Problem details — List all the lines in these records that hold "table".
★ ★ ★ ★ ★
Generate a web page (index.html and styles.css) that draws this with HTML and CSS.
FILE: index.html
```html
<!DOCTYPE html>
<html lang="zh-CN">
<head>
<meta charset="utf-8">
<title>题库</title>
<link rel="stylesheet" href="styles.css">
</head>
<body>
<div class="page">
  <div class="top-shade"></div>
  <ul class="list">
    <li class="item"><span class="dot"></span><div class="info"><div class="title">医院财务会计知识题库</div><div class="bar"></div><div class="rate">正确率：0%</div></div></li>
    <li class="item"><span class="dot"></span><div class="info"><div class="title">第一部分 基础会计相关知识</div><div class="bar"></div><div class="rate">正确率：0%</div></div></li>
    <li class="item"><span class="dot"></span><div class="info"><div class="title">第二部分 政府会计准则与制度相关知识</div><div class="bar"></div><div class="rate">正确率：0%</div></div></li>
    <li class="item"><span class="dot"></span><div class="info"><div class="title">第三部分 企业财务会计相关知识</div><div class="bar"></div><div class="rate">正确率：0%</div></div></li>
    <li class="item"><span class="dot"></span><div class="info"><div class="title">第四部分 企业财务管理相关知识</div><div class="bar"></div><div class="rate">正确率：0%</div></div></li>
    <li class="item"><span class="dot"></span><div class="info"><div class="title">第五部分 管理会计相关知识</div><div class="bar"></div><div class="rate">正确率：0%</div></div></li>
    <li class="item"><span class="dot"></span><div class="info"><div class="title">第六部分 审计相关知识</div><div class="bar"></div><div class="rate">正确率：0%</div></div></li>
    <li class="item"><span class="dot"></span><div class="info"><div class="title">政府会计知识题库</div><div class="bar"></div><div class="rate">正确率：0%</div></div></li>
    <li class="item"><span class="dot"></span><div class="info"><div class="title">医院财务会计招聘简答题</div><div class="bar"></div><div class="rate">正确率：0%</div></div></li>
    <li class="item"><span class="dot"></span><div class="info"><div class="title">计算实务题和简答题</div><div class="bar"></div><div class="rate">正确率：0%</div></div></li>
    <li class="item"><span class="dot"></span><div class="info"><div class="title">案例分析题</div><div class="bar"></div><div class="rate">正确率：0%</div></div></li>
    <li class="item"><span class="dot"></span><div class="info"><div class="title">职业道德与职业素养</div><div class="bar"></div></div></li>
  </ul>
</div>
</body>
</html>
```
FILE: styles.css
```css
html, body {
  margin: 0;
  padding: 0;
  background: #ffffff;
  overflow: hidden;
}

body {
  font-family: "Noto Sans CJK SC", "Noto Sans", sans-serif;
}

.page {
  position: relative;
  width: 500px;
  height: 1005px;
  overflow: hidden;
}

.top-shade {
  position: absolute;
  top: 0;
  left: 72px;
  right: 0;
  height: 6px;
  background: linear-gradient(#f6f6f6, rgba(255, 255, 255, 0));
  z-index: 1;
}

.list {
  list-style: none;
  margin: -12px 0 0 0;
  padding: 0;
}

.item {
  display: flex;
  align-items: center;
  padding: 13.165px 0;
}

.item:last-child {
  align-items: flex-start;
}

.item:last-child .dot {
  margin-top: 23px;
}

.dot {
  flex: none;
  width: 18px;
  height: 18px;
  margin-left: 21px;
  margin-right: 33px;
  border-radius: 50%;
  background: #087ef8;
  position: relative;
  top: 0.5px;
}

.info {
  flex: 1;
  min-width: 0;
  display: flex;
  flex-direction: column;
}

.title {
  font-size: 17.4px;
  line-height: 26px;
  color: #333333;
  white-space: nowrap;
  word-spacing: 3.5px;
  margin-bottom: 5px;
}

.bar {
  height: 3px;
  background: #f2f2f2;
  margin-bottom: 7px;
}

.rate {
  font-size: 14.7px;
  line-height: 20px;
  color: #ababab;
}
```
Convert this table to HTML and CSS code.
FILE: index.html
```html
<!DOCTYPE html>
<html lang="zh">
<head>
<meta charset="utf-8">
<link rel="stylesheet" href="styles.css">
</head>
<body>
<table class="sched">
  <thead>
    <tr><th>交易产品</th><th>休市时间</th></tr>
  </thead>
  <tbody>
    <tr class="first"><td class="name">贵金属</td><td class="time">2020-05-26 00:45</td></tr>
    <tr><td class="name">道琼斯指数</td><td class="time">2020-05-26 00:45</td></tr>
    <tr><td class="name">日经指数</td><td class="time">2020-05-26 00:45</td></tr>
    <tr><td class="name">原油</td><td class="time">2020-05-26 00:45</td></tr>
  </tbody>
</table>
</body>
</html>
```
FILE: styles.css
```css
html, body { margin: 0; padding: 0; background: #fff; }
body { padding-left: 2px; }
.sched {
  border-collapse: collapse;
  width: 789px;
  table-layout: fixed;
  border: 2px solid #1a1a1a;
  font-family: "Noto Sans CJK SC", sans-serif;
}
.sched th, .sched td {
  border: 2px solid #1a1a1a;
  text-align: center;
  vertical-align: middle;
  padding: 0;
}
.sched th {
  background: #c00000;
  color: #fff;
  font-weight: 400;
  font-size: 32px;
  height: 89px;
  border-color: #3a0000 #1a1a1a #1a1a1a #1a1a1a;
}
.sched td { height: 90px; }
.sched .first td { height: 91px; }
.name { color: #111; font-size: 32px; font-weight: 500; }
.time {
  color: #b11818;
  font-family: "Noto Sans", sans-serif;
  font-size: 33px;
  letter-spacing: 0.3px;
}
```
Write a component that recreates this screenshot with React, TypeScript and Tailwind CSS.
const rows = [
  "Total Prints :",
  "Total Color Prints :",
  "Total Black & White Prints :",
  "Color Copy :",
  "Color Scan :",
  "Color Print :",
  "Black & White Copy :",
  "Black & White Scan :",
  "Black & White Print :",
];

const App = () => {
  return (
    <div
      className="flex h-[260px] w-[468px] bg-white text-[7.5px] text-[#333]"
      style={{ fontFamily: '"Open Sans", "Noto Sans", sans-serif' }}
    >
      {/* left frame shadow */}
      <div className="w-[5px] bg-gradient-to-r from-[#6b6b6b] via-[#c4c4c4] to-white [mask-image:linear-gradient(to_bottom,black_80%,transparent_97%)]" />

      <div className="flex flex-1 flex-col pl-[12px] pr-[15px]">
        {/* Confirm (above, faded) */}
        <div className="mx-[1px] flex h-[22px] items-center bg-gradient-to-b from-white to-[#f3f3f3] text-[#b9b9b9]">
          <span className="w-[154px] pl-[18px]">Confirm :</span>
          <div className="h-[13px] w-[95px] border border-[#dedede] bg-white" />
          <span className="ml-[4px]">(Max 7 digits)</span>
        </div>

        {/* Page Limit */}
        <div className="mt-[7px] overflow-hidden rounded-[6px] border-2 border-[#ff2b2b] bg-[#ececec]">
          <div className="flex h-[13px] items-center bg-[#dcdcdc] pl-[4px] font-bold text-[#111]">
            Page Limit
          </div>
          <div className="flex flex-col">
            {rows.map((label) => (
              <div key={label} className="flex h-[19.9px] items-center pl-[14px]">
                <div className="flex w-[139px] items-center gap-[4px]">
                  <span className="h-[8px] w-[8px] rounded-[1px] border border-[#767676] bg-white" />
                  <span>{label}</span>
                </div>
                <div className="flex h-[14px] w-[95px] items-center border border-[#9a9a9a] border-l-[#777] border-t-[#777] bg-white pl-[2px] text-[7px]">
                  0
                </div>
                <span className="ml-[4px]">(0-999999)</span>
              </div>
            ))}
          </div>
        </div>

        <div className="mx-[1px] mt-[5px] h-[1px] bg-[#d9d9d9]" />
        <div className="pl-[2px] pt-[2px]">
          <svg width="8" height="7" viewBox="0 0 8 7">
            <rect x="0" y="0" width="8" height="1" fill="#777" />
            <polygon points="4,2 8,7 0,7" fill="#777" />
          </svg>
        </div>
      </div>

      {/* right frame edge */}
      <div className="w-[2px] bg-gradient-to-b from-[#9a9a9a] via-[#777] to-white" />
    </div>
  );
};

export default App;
★ ★ ★ ★ ★
Correct output —
Convert this table to HTML and CSS code.
<table class="sched">
</table>
  table-layout: fixed;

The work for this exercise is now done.